Abstract
The fractions skill score (FSS) is a widely used metric for assessing forecast skill, with applications ranging from precipitation to volcanic ash forecasts. By evaluating the fraction of grid squares exceeding a threshold in a neighborhood, the intuition is that it can avoid the pitfalls of pixelwise comparisons and identify length scales at which a forecast has skill. The FSS is typically interpreted relative to a “useful” criterion, where a forecast is considered skillful if its score exceeds a simple reference score. However, the typical reference score used is problematic, since it is not derived in a way that provides obvious meaning, does not scale with neighborhood size, and may not be exceeded by forecasts that have skill.
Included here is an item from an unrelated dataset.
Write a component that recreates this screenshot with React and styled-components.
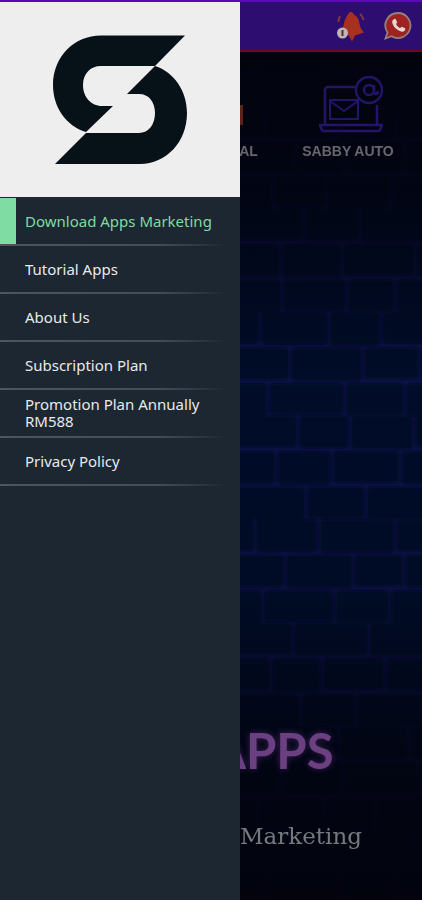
import styled, { createGlobalStyle } from 'styled-components'

const GlobalStyle = createGlobalStyle`
  html, body {
    margin: 0;
    padding: 0;
    background: #03030c;
  }
  * { box-sizing: border-box; }
`

const menu = [
  'Download Apps Marketing',
  'Tutorial Apps',
  'About Us',
  'Subscription Plan',
  'Promotion Plan Annually RM588',
  'Privacy Policy',
]

// brick rows for the wall, offsets vary a little so it does not look like a grid
const bricks = []
for (let row = 0; row < 26; row++) {
  const y = row * 34.5 + (row % 3)
  let x = row % 2 ? -34 : -8
  let i = row * 7
  while (x < 190) {
    const w = 46 + ((i * 13) % 29)
    bricks.push({ x, y, w, h: 31 + (i % 3), key: `${row}-${i}` })
    x += w + 2.5
    i++
  }
}

const App = () => {
  return (
    <Screen>
      <GlobalStyle />
      <TopStrip />
      <Body>
        <Drawer>
          <LogoPanel>
            <svg width="240" height="195" viewBox="0 2 240 195">
              <path
                fill="#061217"
                d="M185 35.500L155 66H101C90 66 83 74 83 85C83 97 91 106 102 106H113L86 132C66 126 53 107 53 85C53 57 74 35.500 101 35.500Z"
              />
              <path
                fill="#061217"
                d="M55 164L86 133H139C149 133 155 124 155 113C155 102 149 94 139 94H127L155 66C174 72 187 91 187 113C187 142 166 164 140 164Z"
              />
            </svg>
          </LogoPanel>
          <Menu>
            {menu.map((label, i) => (
              <MenuItem key={label} $active={i === 0}>
                <MenuLabel $active={i === 0}>{label}</MenuLabel>
              </MenuItem>
            ))}
          </Menu>
        </Drawer>

        <Behind>
          <Wall width="182" height="898" viewBox="0 0 182 898">
            <defs>
              <linearGradient id="wallFade" x1="0" y1="0" x2="0" y2="1">
                <stop offset="0" stopColor="#02020a" stopOpacity="0.95" />
                <stop offset="0.2" stopColor="#02020a" stopOpacity="0.75" />
                <stop offset="0.42" stopColor="#02020a" stopOpacity="0.05" />
                <stop offset="0.66" stopColor="#02020a" stopOpacity="0.15" />
                <stop offset="0.85" stopColor="#02020a" stopOpacity="0.75" />
                <stop offset="1" stopColor="#02020a" stopOpacity="0.9" />
              </linearGradient>
              <filter id="soft">
                <feGaussianBlur stdDeviation="1.1" />
              </filter>
            </defs>
            <rect width="182" height="898" fill="#0b1448" />
            <g filter="url(#soft)" fill="#060a2a">
              {bricks.map((b) => (
                <rect key={b.key} x={b.x} y={b.y} width={b.w} height={b.h} rx="4" />
              ))}
            </g>
            <rect width="182" height="898" fill="url(#wallFade)" />
          </Wall>

          <Header>
            <BellIcon width="34" height="36" viewBox="0 0 34 36">
              <path d="M17 3c1.500 0 2.500 1 2.500 2.500 4 1.500 5.500 5 6 9 .5 4 2 6.500 4.500 9l-9 3-3 6-3-6-9-2c2-3 3-6 4-10 .7-5 4-9 5-10.500C15 4 15.500 3 17 3z" fill="#a8301f" />
              <path d="M26 5c2 1.500 3 3.500 3.500 6M6 7c-1 2-1.500 4-1.500 6" fill="none" stroke="#8a3a3a" strokeWidth="1.800" />
              <circle cx="8.500" cy="24" r="5.500" fill="#bdb6b4" />
              <rect x="7.500" y="21" width="2" height="6" fill="#5a2a3a" />
            </BellIcon>
            <BlurredIcon width="30" height="30" viewBox="0 0 30 30">
              <path d="M15 2a12.500 12.500 0 1 1-6.500 23.200L2.500 27.500l2-6A12.500 12.500 0 0 1 15 2z" fill="#9e2222" stroke="#94807c" strokeWidth="1.800" />
              <path d="M10.500 8.500c1-1 2-.8 2.500.2l1 2c.3.7 0 1.200-.6 1.800-.4.400-.3.800 0 1.300.7 1.200 1.700 2.200 3 2.900.5.300.9.300 1.300-.1.600-.6 1.100-.9 1.800-.6l2 1c1 .5 1.100 1.500.2 2.500-1.500 1.600-3.500 1.500-6 .1-3.200-1.800-5.300-4.200-6.200-7-.6-1.800-.3-3 1-4.100z" fill="#e4d8d6" />
            </BlurredIcon>
          </Header>

          <Shortcuts>
            <Shortcut $width="17px">
              <RedEdge />
              <ShortcutLabel>AL</ShortcutLabel>
            </Shortcut>
            <Shortcut $width="92px">
              <MailIcon width="64" height="60" viewBox="0 0 64 60" fill="none" stroke="#241468" strokeWidth="2.500">
                <path d="M38 12H9a3 3 0 0 0-3 3v34M58 30v19" />
                <path d="M1 50h62l-1.500 4a3 3 0 0 1-3 2H5.500a3 3 0 0 1-3-2z" />
                <circle cx="50" cy="15" r="13" />
                <circle cx="50" cy="15" r="5" />
                <path d="M55 10v7c0 3 4 3 4-1" />
                <rect x="11" y="25" width="28" height="19" strokeWidth="2" />
                <path d="M11 26l14 10 14-10" strokeWidth="2" />
              </MailIcon>
              <ShortcutLabel>SABBY AUTO</ShortcutLabel>
            </Shortcut>
          </Shortcuts>

          <Bottom>
            <AppsTitle>APPS</AppsTitle>
            <Subtitle>Marketing</Subtitle>
          </Bottom>
        </Behind>
      </Body>
    </Screen>
  )
}

const Screen = styled.main`
  width: 422px;
  height: 900px;
  display: flex;
  flex-direction: column;
  overflow: hidden;
`

const TopStrip = styled.div`
  height: 2px;
  flex: none;
  background: #5a0cb4;
`

const Body = styled.div`
  flex: 1;
  display: grid;
  grid-template-columns: 240px 182px;
  min-height: 0;
`

const Drawer = styled.aside`
  display: flex;
  flex-direction: column;
  background: #1c2731;
`

const LogoPanel = styled.div`
  height: 195px;
  flex: none;
  background: #eeeeee;
  svg {
    display: block;
  }
`

const Menu = styled.nav`
  display: flex;
  flex-direction: column;
  padding-top: 1px;
`

const MenuItem = styled.div`
  position: relative;
  height: 48px;
  display: flex;
  align-items: center;
  padding: 0 20px 2px 25px;
  &::before {
    content: '';
    position: absolute;
    left: 0;
    top: 0;
    bottom: 1px;
    width: 16px;
    background: ${(p) => (p.$active ? '#7fdca3' : 'transparent')};
  }
  &::after {
    content: '';
    position: absolute;
    left: 0;
    right: 12px;
    bottom: 0;
    height: 2px;
    background: linear-gradient(90deg, #4c5660 0%, #434d57 70%, rgba(67, 77, 87, 0) 100%);
  }
`

const MenuLabel = styled.span`
  font-family: 'Noto Sans', sans-serif;
  font-size: 15px;
  line-height: 17px;
  color: ${(p) => (p.$active ? '#7fdca3' : '#e8eaec')};
`

const Behind = styled.div`
  position: relative;
  display: flex;
  flex-direction: column;
  overflow: hidden;
  background: #03030c;
`

const Wall = styled.svg`
  position: absolute;
  left: 0;
  top: 0;
`

const BlurredIcon = styled.svg`
  display: block;
  filter: blur(0.6px);
`

const BellIcon = styled(BlurredIcon)`
  margin-top: 1px;
`

const MailIcon = styled(BlurredIcon)`
  margin-left: 6px;
`

const Header = styled.header`
  position: relative;
  height: 50px;
  flex: none;
  display: flex;
  align-items: center;
  justify-content: flex-end;
  gap: 15px;
  padding: 0 9px 0 0;
  background: #2d0e70;
  border-bottom: 2px solid #6a0a14;
`

const Shortcuts = styled.section`
  position: relative;
  display: flex;
  justify-content: space-between;
  padding: 21px 28px 0 0;
`

const Shortcut = styled.div`
  position: relative;
  width: ${(p) => p.$width};
  height: 86px;
  display: flex;
  flex-direction: column;
  align-items: center;
  justify-content: flex-end;
  gap: 8px;
`

const RedEdge = styled.div`
  position: absolute;
  left: 0;
  top: 32px;
  width: 3px;
  height: 20px;
  background: #5e2018;
`

const ShortcutLabel = styled.span`
  font-family: 'Liberation Sans', sans-serif;
  font-size: 14px;
  font-weight: 700;
  line-height: 16px;
  white-space: nowrap;
  color: #66676d;
  filter: blur(0.4px);
`

const Bottom = styled.section`
  position: relative;
  margin-top: auto;
  display: flex;
  flex-direction: column;
  padding: 0 0 48px 0;
`

const AppsTitle = styled.h2`
  margin: 0 0 45px -28px;
  font-family: 'Lato', sans-serif;
  font-size: 49px;
  font-weight: 700;
  line-height: 50px;
  color: #6a4080;
  text-shadow: 0 0 6px rgba(120, 60, 150, 0.5);
  filter: blur(0.5px);
`

const Subtitle = styled.p`
  margin: 0;
  font-family: 'DejaVu Serif', serif;
  font-size: 23px;
  line-height: 32px;
  color: #737b7f;
  filter: blur(0.3px);
`

export default App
We, therefore, provide a new method to determine forecast skill from the FSS, by deriving an expression for the FSS achieved by a random forecast, which provides a more robust and meaningful reference score to compare with. Through illustrative examples, we show that this new method considerably changes the length scales at which a forecast would be regarded as skillful and reveals subtleties in how the FSS should be interpreted.
Significance Statement
Forecast verification metrics are crucial to assess accuracy and identify where forecasts can be improved. In this work, we investigate a popular verification metric, the fractions skill score, and derive a more robust method to decide if a forecast has sufficiently high skill. This new method significantly improves the quality of insights that can be drawn from this score.